I'm given the region bounded by $x=0$ and $x=4y^2-y^3$.
Show[
ContourPlot[{x == 4 y^2 - y^3, x == 0}, {x, -1, 10}, {y, 0, 4}],
RegionPlot[0 <= x <= 4 y^2 - y^3, {x, 0, 256/27}, {y, 0, 4}],
Axes -> True
]
I'm asked to rotate it about the x-axis.
Show[
RevolutionPlot3D[{4 y^2 - y^3, y, 0}, {y, 0, 4},
RevolutionAxis -> {1, 0, 0}, AxesLabel -> {"x", "y"}],
RevolutionPlot3D[{0, y, 0}, {y, 0, 4}, RevolutionAxis -> {1, 0, 0}],
BaseStyle -> Opacity[0.4]
]
Now, this is similar to a question I posted at Area of surface of revolution. I've found the volume using the cylindrical shell method.
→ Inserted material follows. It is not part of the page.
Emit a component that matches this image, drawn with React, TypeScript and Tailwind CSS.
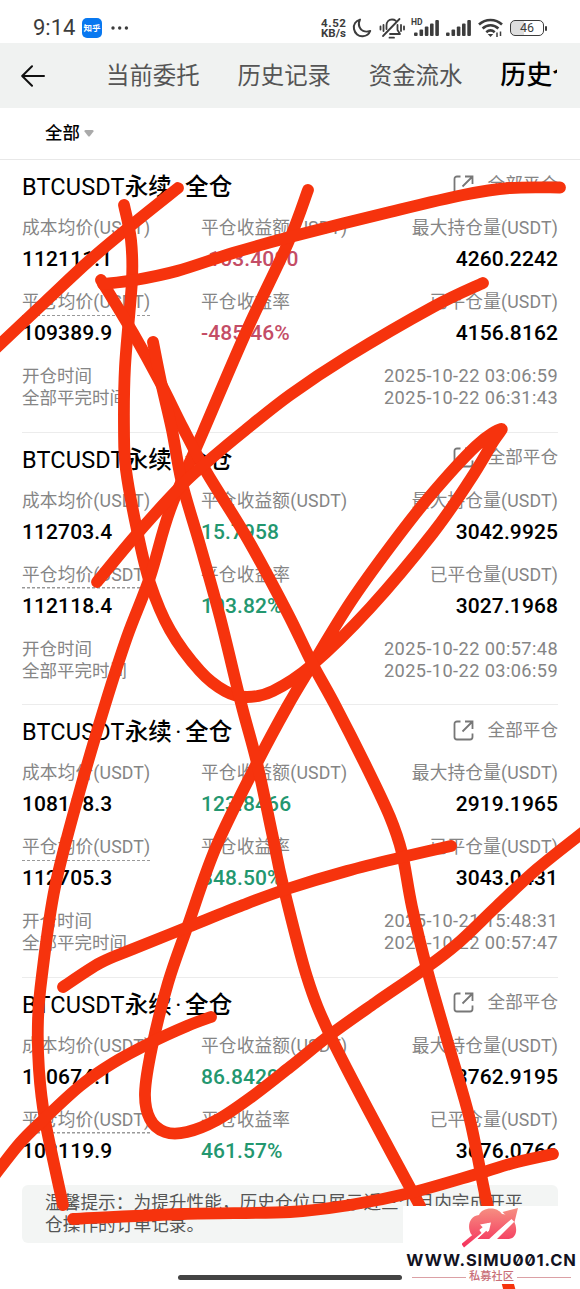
import { ReactNode } from 'react';

type Position = {
  cost: string;
  pnl: string;
  maxSize: string;
  closePrice: string;
  roi: string;
  closed: string;
  up: boolean;
  opened?: string;
  finished?: string;
};

const positions: Position[] = [
  { cost: '112111.1', pnl: '-103.4080', maxSize: '4260.2242', closePrice: '109389.9', roi: '-485.46%', closed: '4156.8162', up: false, opened: '2025-10-22 03:06:59', finished: '2025-10-22 06:31:43' },
  { cost: '112703.4', pnl: '15.7958', maxSize: '3042.9925', closePrice: '112118.4', roi: '103.82%', closed: '3027.1968', up: true, opened: '2025-10-22 00:57:48', finished: '2025-10-22 03:06:59' },
  { cost: '108118.3', pnl: '123.8466', maxSize: '2919.1965', closePrice: '112705.3', roi: '848.50%', closed: '3043.0431', up: true, opened: '2025-10-21 15:48:31', finished: '2025-10-22 00:57:47' },
  { cost: '110674.1', pnl: '86.8429', maxSize: '3762.9195', closePrice: '108119.9', roi: '461.57%', closed: '3676.0766', up: true },
];

type Point = [number, number];

// hand-drawn marker strokes, as the points the finger passed through
const strokes: Point[][] = [
  [[178, 188], [133, 224], [90, 260], [45, 302], [-8, 352]],
  [
    [124, 205], [131, 240], [132, 280], [125, 367], [124, 430], [126, 470], [137, 530], [150, 583], [170, 630], [200, 671], [225, 691], [247, 697], [273, 691], [312, 665],
    [370, 608], [433, 533], [470, 480], [493, 442], [501, 429], [476, 446], [430, 496], [390, 547], [350, 603], [312, 665], [287, 707], [257, 763], [216, 847], [188, 925], [168, 983],
    [152, 1047], [145, 1093], [150, 1119], [165, 1132], [187, 1132], [217, 1120], [250, 1098], [290, 1067], [330, 1035], [375, 1003], [423, 970], [457, 944], [497, 906], [537, 869], [586, 830],
  ],
  [[308, 190], [288, 243], [247, 330], [203, 432], [170, 510], [150, 577], [127, 637], [105, 705], [80, 790], [55, 887], [42, 975], [38, 1020], [39, 1070], [45, 1120], [63, 1205]],
  [[101, 280], [133, 333], [160, 382], [183, 428], [207, 473], [247, 538], [287, 612], [312, 663], [335, 705], [367, 768], [390, 817], [402, 853], [412, 907], [428, 973], [450, 1050], [470, 1120], [487, 1203], [510, 1292]],
  [[103, 284], [135, 280], [177, 271], [233, 253], [290, 237], [390, 212], [463, 195], [510, 188], [560, 187.5]],
  [[153, 342], [161, 382], [172, 430], [182, 483], [200, 545], [220, 617], [241, 703], [257, 763], [272, 833], [283, 885], [307, 977], [330, 1035], [370, 1113], [420, 1206]],
  [[483, 283], [433, 307], [347, 357], [290, 395], [243, 432], [213, 457], [182, 485], [137, 534], [97, 582]],
  [[63, 987], [100, 963], [133, 949], [188, 927], [243, 905], [287, 889], [347, 871], [403, 857], [451, 846]],
  [[211, 1017], [187, 1026], [152, 1042], [113, 1063], [80, 1086], [43, 1120], [20, 1143], [-6, 1176]],
  [[73, 1219], [183, 1214], [290, 1212], [350, 1205], [410, 1193], [477, 1174], [517, 1162], [553, 1154]],
];

function smooth(pts: Point[]) {
  let d = `M${pts[0][0]} ${pts[0][1]}`;
  for (let i = 0; i < pts.length - 1; i++) {
    const a = pts[i - 1] ?? pts[i];
    const b = pts[i];
    const c = pts[i + 1];
    const e = pts[i + 2] ?? c;
    d += `C${b[0] + (c[0] - a[0]) / 6} ${b[1] + (c[1] - a[1]) / 6} ${c[0] - (e[0] - b[0]) / 6} ${c[1] - (e[1] - b[1]) / 6} ${c[0]} ${c[1]}`;
  }
  return d;
}

function Signal() {
  return (
    <svg width="27" height="18" viewBox="0 0 27 18" fill="#3c3c3c">
      <rect x="1" y="13.5" width="3.6" height="3.5" rx="1" />
      <rect x="6.5" y="10.5" width="3.6" height="6.5" rx="1" />
      <rect x="11.8" y="7.5" width="3.6" height="9.5" rx="1" />
      <rect x="17" y="4.5" width="3.6" height="12.5" rx="1" />
      <rect x="22.3" y="1" width="3.6" height="16" rx="1" />
    </svg>
  );
}

function StatusBar() {
  return (
    <header className="flex h-[43px] items-center pl-[33px] pr-[33px] pt-[13px] text-[#3c3c3c]">
      <span className="w-[49px] text-[22px] leading-none">9:14</span>
      <span className="flex h-5 w-5 items-center justify-center rounded-[5px] bg-[#0878f0] text-[8.5px] font-bold text-white">知乎</span>
      <svg className="ml-2" width="20" height="6" viewBox="0 0 20 6" fill="#3c3c3c">
        <circle cx="3" cy="3" r="1.7" />
        <circle cx="9.7" cy="3" r="1.7" />
        <circle cx="16.4" cy="3" r="1.7" />
      </svg>
      <div className="ml-auto flex items-center">
        <div className="w-[31px] text-[11.5px] font-bold leading-[10.5px]">
          <div className="tracking-[0.6px]">4.52</div>
          <div>KB/s</div>
        </div>
        <svg width="20" height="20" viewBox="0 0 20 20" fill="none" stroke="#3c3c3c" strokeWidth="2" strokeLinejoin="round">
          <path d="M8 1.600C3.800 3 1.200 6.600 2 11c.8 4.500 4.500 7.600 8.900 7.200 3.400-.2 6.200-2.300 7.300-5.200-5.600 1.600-9.600-.6-10.900-4.300C6.500 6.200 6.900 3.500 8 1.600z" />
        </svg>
        <svg className="ml-[7px]" width="26" height="22" viewBox="0 0 26 22" fill="none" stroke="#3c3c3c" strokeWidth="1.800" strokeLinecap="round" strokeLinejoin="round">
          <path d="M7.500 12V8.500C7.500 5 9.800 2.500 13 2.500c1.500 0 2.700.4 3.600 1.200M18.500 8v5l2.500 4H11M4 19 20.500 2M10.500 20.700h4.500M4.500 8v6M1.500 9.500v3M22 8v6M25 9.500v3" />
        </svg>
        <div className="relative ml-[8px]">
          <span className="absolute -left-0.5 -top-px text-[8.5px] font-bold leading-[8px]">HD</span>
          <Signal />
        </div>
        <div className="ml-[5px]">
          <Signal />
        </div>
        <svg className="ml-[6px]" width="25" height="20" viewBox="0 0 25 20" fill="none" stroke="#3c3c3c" strokeWidth="2.600">
          <path d="M1 6.500C7.500.4 17.500.4 24 6.500M4.600 10.500c4.600-4.300 11.200-4.300 15.800 0M8.300 14.200c2.600-2.300 5.800-2.300 8.400 0" />
          <path d="M9.700 16h5.600l-2.800 3z" fill="#3c3c3c" stroke="none" />
          <path d="M19 14.500v4.500M22.500 13.500v4.500" strokeWidth="1.500" />
        </svg>
        <div className="ml-[7px] flex h-4 w-[34px] items-center justify-center rounded-[5px] border-[1.5px] border-[#3c3c3c] bg-[linear-gradient(90deg,#dedede_40%,#fff_40%)] text-[12.5px] leading-none">46</div>
        <div className="ml-px h-[5px] w-[2px] rounded-sm bg-[#3c3c3c]" />
      </div>
    </header>
  );
}

function Tabs() {
  return (
    <nav className="flex h-[65px] items-center bg-[#f0f2f1] pl-[21px] text-[23.4px] text-[#555]">
      <svg width="25" height="22" viewBox="0 0 25 22" fill="none" stroke="#111" strokeWidth="2" strokeLinecap="round" strokeLinejoin="round">
        <path d="M23 11H1.500M11 1.200 1.200 11 11 20.800" />
      </svg>
      <span className="ml-[60px] w-[131.4px] pt-[2px]">当前委托</span>
      <span className="w-[131.4px] pt-[2px]">历史记录</span>
      <span className="w-[131.4px] pt-[2px]">资金流水</span>
      <span className="w-[57px] overflow-hidden whitespace-nowrap text-[26px] font-[450] text-black">历史仓位</span>
    </nav>
  );
}

function Cell({ label, value, color = 'text-black', dashed, right }: { label: string; value: string; color?: string; dashed?: boolean; right?: boolean }) {
  return (
    <div className={right ? 'text-right' : ''}>
      <div className="h-7 text-[17.7px] leading-7 tracking-[0.15px] text-[#858585]">
        <span className={dashed ? 'inline-block h-7 bg-[repeating-linear-gradient(90deg,#999_0_3px,transparent_3px_5px)] bg-[length:100%_1.5px] bg-bottom bg-no-repeat' : 'inline-block'}>
          {label}
        </span>
      </div>
      <div className={`h-[34px] text-[21px] font-[480] leading-[34px] tracking-[0.1px] ${color}`}>{value}</div>
    </div>
  );
}

function Row({ children }: { children: ReactNode }) {
  return <div className="grid grid-cols-[179px_168px_1fr] whitespace-nowrap">{children}</div>;
}

function PositionCard({ item, last }: { item: Position; last: boolean }) {
  const tone = item.up ? 'text-[#23976f]' : 'text-[#c44d66]';
  return (
    <article className={last ? 'h-[207px] pt-px' : 'h-[272.67px] border-b border-[#ececec] pt-px'}>
      <div className="flex h-[53px] items-center justify-between">
        <h3 className="flex text-[23.5px] font-[450] tracking-[0.15px] text-black">
          <span>BTCUSDT永续</span>
          <span className="w-[13px] text-center">·</span>
          <span>全仓</span>
        </h3>
        <div className="flex items-center gap-[14px] pb-[5px] text-[17.6px] leading-none text-[#858585]">
          <svg width="21" height="21" viewBox="0 0 21 21" fill="none" stroke="#777" strokeWidth="1.800">
            <path d="M7.500 1.500H4A2.500 2.500 0 0 0 1.500 4v13A2.500 2.500 0 0 0 4 19.500h13a2.500 2.500 0 0 0 2.500-2.500v-3.500M12 1.500h7.500V9M19.500 1.500 9.500 11.500" />
          </svg>
          全部平仓
        </div>
      </div>
      <Row>
        <Cell label="成本均价(USDT)" value={item.cost} />
        <Cell label="平仓收益额(USDT)" value={item.pnl} color={tone} />
        <Cell label="最大持仓量(USDT)" value={item.maxSize} right />
      </Row>
      <div className="h-3" />
      <Row>
        <Cell label="平仓均价(USDT)" value={item.closePrice} dashed />
        <Cell label="平仓收益率" value={item.roi} color={tone} />
        <Cell label="已平仓量(USDT)" value={item.closed} right />
      </Row>
      {item.opened && (
        <div className="mt-[15px] text-[17.5px] leading-[22px] text-[#858585]">
          <div className="flex justify-between">
            <span>开仓时间</span>
            <span className="text-[18.2px] tracking-[0.4px]">{item.opened}</span>
          </div>
          <div className="flex justify-between">
            <span>全部平完时间</span>
            <span className="text-[18.2px] tracking-[0.4px]">{item.finished}</span>
          </div>
        </div>
      )}
    </article>
  );
}

function Watermark() {
  return (
    <div className="absolute left-[403px] top-[1206px] flex h-[78px] w-[177px] flex-col items-center bg-white">
      <svg className="mt-px" width="60" height="42" viewBox="0 0 60 42">
        <defs>
          <linearGradient id="cloud" gradientUnits="userSpaceOnUse" x1="0" y1="0" x2="0" y2="40">
            <stop offset="0" stopColor="#f69283" />
            <stop offset="1" stopColor="#f5315c" />
          </linearGradient>
        </defs>
        <path d="M9 27C5 20 7 9 17 8 20 0 35-1 40 7L47 8C55 14 58 30 47 32H14z" fill="url(#cloud)" />
        <path d="M2 40 11 28 26 16 25 23 14 33z" fill="#fff" />
        <path d="M18 17.500 29 15.500 26.500 26 24 23.500 13 34H5L21 20.500z" fill="#fff" />
        <path d="M25 34 51 10 54 13 33 34z" fill="#fff" />
        <path d="M-.5 37 17 22.500 19.500 26 2 40.500z" fill="url(#cloud)" />
        <path d="M20 30 44 8.500 40.500 5 56 1 52.500 15 49.500 12 28 30z" fill="url(#cloud)" />
      </svg>
      <div className="mt-[1px] whitespace-nowrap font-['Inter',sans-serif] text-[16.5px] font-bold leading-5 tracking-[0.9px] text-[#12121f] [font-feature-settings:'zero']">WWW.SIMU001.CN</div>
      <div className="flex items-center gap-[3px] text-[11.2px] font-medium leading-[14px] text-[#c96f78]">
        <span className="h-px w-[54px] bg-[#dba0a5]" />
        私募社区
        <span className="h-px w-[54px] bg-[#dba0a5]" />
      </div>
    </div>
  );
}

export default function App() {
  return (
    <div className="relative flex h-[1289px] w-[580px] flex-col overflow-hidden bg-white font-['Roboto','Noto_Sans_CJK_SC',sans-serif]">
      <StatusBar />
      <Tabs />
      <div className="flex h-[52px] items-center gap-1 border-b border-[#e8e8e8] pl-[45px] text-[17.4px] font-[450] text-black">
        全部
        <svg width="10" height="7" viewBox="0 0 10 7" fill="#aaa">
          <path d="M1.500 0h7Q10 0 9.500 1.500L6 6Q5 7 4 6L.5 1.500Q0 0 1.500 0z" />
        </svg>
      </div>
      <main className="px-[22px]">
        {positions.map((item, i) => (
          <PositionCard key={item.cost} item={item} last={i === positions.length - 1} />
        ))}
        <div className="h-[58px] rounded-md bg-[#f3f5f4] px-[23px] pt-[7px] text-[17.7px] leading-[22px] text-[#555]">
          <div className="whitespace-nowrap">温馨提示：为提升性能，历史仓位只展示近三个月内完成开平</div>
          <div>仓操作的订单记录。</div>
        </div>
      </main>
      <div className="mb-[9px] ml-[178px] mt-auto h-[5px] w-[224px] rounded-full bg-[#444]" />
      <svg className="pointer-events-none absolute inset-0" width="580" height="1289" viewBox="0 0 580 1289" fill="none" stroke="#f6330d" strokeWidth="11.800" strokeLinecap="round" strokeLinejoin="round">
        {strokes.map((pts, i) => (
          <path key={i} d={smooth(pts)} />
        ))}
      </svg>
      <Watermark />
    </div>
  );
}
Integrate[2 \[Pi] y (4 y^2 - y^3), {y, 0, 4}]
The answer is $512\pi/5$. I'd like to use Mathematica's Volume command to find the volume, but I've been unsuccessful. Tough problem. Does anyone have a suggestion?
Update: This can help show that it is a rotation about the x-axis.
Manipulate[
ParametricPlot3D[{4 y^2 - y^3, y Cos[t], y Sin[t]}, {y, 0, 4}, {t, 0,
tau}, AxesLabel -> {"x", "y"}, PerformanceGoal -> "Quality",
PlotStyle -> Opacity[0.8], PlotRange -> {{0, 10}, {-4, 4}, {-4, 4}}],
{{tau, 0.1}, 0, 2 \[Pi]}]